• [GIVEN REQUEST]:
Without including the pictures, copy out every line below.

• [DATA LINES]:
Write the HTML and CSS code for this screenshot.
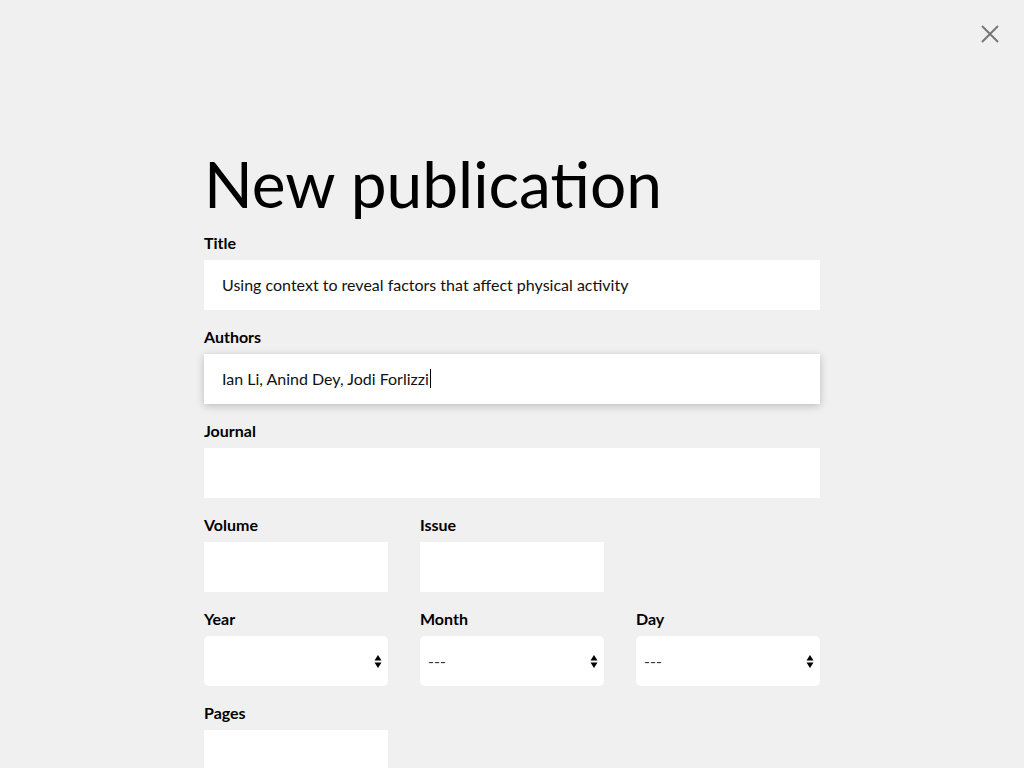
FILE: index.html
```html
<!DOCTYPE html>
<html lang="en">
<head>
<meta charset="utf-8">
<title>New publication</title>
<link rel="stylesheet" href="styles.css">
</head>
<body>
<button class="close" aria-label="Close">
  <svg width="18" height="18" viewBox="0 0 18 18"><path d="M1 1 L17 17 M17 1 L1 17" stroke="#777" stroke-width="2" fill="none"/></svg>
</button>
<main class="page">
  <h1 class="heading">New publication</h1>
  <div class="field">
    <label class="label">Title</label>
    <input class="input" type="text" value="Using context to reveal factors that affect physical activity">
  </div>
  <div class="field">
    <label class="label">Authors</label>
    <div class="input input-focused">Ian Li, Anind Dey, Jodi Forlizzi<span class="caret"></span></div>
  </div>
  <div class="field">
    <label class="label">Journal</label>
    <input class="input" type="text">
  </div>
  <div class="row">
    <div class="field">
      <label class="label">Volume</label>
      <input class="input" type="text">
    </div>
    <div class="field">
      <label class="label">Issue</label>
      <input class="input" type="text">
    </div>
  </div>
  <div class="row">
    <div class="field">
      <label class="label">Year</label>
      <select class="input select"><option></option></select>
    </div>
    <div class="field">
      <label class="label">Month</label>
      <select class="input select"><option>---</option></select>
    </div>
    <div class="field">
      <label class="label">Day</label>
      <select class="input select"><option>---</option></select>
    </div>
  </div>
  <div class="row">
    <div class="field">
      <label class="label">Pages</label>
      <input class="input" type="text">
    </div>
  </div>
</main>
</body>
</html>
```
FILE: styles.css
```css
html, body {
  margin: 0;
  padding: 0;
  background: #f0f0f0;
  font-family: Lato, "Liberation Sans", sans-serif;
  color: #000;
  overflow: hidden;
  height: 768px;
}

.close {
  position: absolute;
  top: 25px;
  right: 25px;
  width: 18px;
  height: 18px;
  padding: 0;
  border: 0;
  background: none;
  cursor: pointer;
}
.close svg { display: block; }

.page {
  width: 616px;
  margin: 0 auto;
  padding-top: 145px;
  display: flex;
  flex-direction: column;
  gap: 17px;
}

.heading {
  margin: 0 0 -6px 0;
  font-size: 64px;
  font-weight: 400;
  line-height: 77px;
  letter-spacing: 0;
}

.field {
  display: flex;
  flex-direction: column;
}

.label {
  font-size: 16px;
  font-weight: 700;
  line-height: 20px;
  margin-bottom: 7px;
}

.input {
  box-sizing: border-box;
  height: 50px;
  width: 100%;
  border: 0;
  outline: none;
  background: #fff;
  padding: 0 18px 2px 18px;
  font-family: Lato, "Liberation Sans", sans-serif;
  font-size: 16px;
  color: #111;
  display: flex;
  align-items: center;
}

.input-focused {
  box-shadow: 0 2px 8px rgba(0, 0, 0, 0.22);
}

.caret {
  display: inline-block;
  width: 1px;
  height: 19px;
  background: #000;
  margin-left: 1px;
}

.row {
  display: grid;
  grid-template-columns: 184px 184px 184px;
  column-gap: 32px;
}

.select {
  -webkit-appearance: none;
  appearance: none;
  border-radius: 5px;
  padding: 0 8px 2px 8px;
  color: #333;
  background-color: #fff;
  background-image: url("data:image/svg+xml;utf8,<svg xmlns='http://www.w3.org/2000/svg' width='8' height='13' viewBox='0 0 8 13'><path d='M4 0 L7.5 5.5 L0.5 5.5 Z M4 13 L7.5 7.5 L0.5 7.5 Z' fill='%23000'/></svg>");
  background-repeat: no-repeat;
  background-position: right 6px center;
}
```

• [SOLUTION FOR THIS TASK]:
Write the HTML and CSS code for this screenshot.
FILE: index.html
```html
<!DOCTYPE html>
<html lang="en">
<head>
<meta charset="utf-8">
<title>New publication</title>
<link rel="stylesheet" href="styles.css">
</head>
<body>
<button class="close" aria-label="Close">
  <svg width="18" height="18" viewBox="0 0 18 18"><path d="M1 1 L17 17 M17 1 L1 17" stroke="#777" stroke-width="2" fill="none"/></svg>
</button>
<main class="page">
  <h1 class="heading">New publication</h1>
  <div class="field">
    <label class="label">Title</label>
    <input class="input" type="text" value="Using context to reveal factors that affect physical activity">
  </div>
  <div class="field">
    <label class="label">Authors</label>
    <div class="input input-focused">Ian Li, Anind Dey, Jodi Forlizzi<span class="caret"></span></div>
  </div>
  <div class="field">
    <label class="label">Journal</label>
    <input class="input" type="text">
  </div>
  <div class="row">
    <div class="field">
      <label class="label">Volume</label>
      <input class="input" type="text">
    </div>
    <div class="field">
      <label class="label">Issue</label>
      <input class="input" type="text">
    </div>
  </div>
  <div class="row">
    <div class="field">
      <label class="label">Year</label>
      <select class="input select"><option></option></select>
    </div>
    <div class="field">
      <label class="label">Month</label>
      <select class="input select"><option>---</option></select>
    </div>
    <div class="field">
      <label class="label">Day</label>
      <select class="input select"><option>---</option></select>
    </div>
  </div>
  <div class="row">
    <div class="field">
      <label class="label">Pages</label>
      <input class="input" type="text">
    </div>
  </div>
</main>
</body>
</html>
```
FILE: styles.css
```css
html, body {
  margin: 0;
  padding: 0;
  background: #f0f0f0;
  font-family: Lato, "Liberation Sans", sans-serif;
  color: #000;
  overflow: hidden;
  height: 768px;
}

.close {
  position: absolute;
  top: 25px;
  right: 25px;
  width: 18px;
  height: 18px;
  padding: 0;
  border: 0;
  background: none;
  cursor: pointer;
}
.close svg { display: block; }

.page {
  width: 616px;
  margin: 0 auto;
  padding-top: 145px;
  display: flex;
  flex-direction: column;
  gap: 17px;
}

.heading {
  margin: 0 0 -6px 0;
  font-size: 64px;
  font-weight: 400;
  line-height: 77px;
  letter-spacing: 0;
}

.field {
  display: flex;
  flex-direction: column;
}

.label {
  font-size: 16px;
  font-weight: 700;
  line-height: 20px;
  margin-bottom: 7px;
}

.input {
  box-sizing: border-box;
  height: 50px;
  width: 100%;
  border: 0;
  outline: none;
  background: #fff;
  padding: 0 18px 2px 18px;
  font-family: Lato, "Liberation Sans", sans-serif;
  font-size: 16px;
  color: #111;
  display: flex;
  align-items: center;
}

.input-focused {
  box-shadow: 0 2px 8px rgba(0, 0, 0, 0.22);
}

.caret {
  display: inline-block;
  width: 1px;
  height: 19px;
  background: #000;
  margin-left: 1px;
}

.row {
  display: grid;
  grid-template-columns: 184px 184px 184px;
  column-gap: 32px;
}

.select {
  -webkit-appearance: none;
  appearance: none;
  border-radius: 5px;
  padding: 0 8px 2px 8px;
  color: #333;
  background-color: #fff;
  background-image: url("data:image/svg+xml;utf8,<svg xmlns='http://www.w3.org/2000/svg' width='8' height='13' viewBox='0 0 8 13'><path d='M4 0 L7.5 5.5 L0.5 5.5 Z M4 13 L7.5 7.5 L0.5 7.5 Z' fill='%23000'/></svg>");
  background-repeat: no-repeat;
  background-position: right 6px center;
}
```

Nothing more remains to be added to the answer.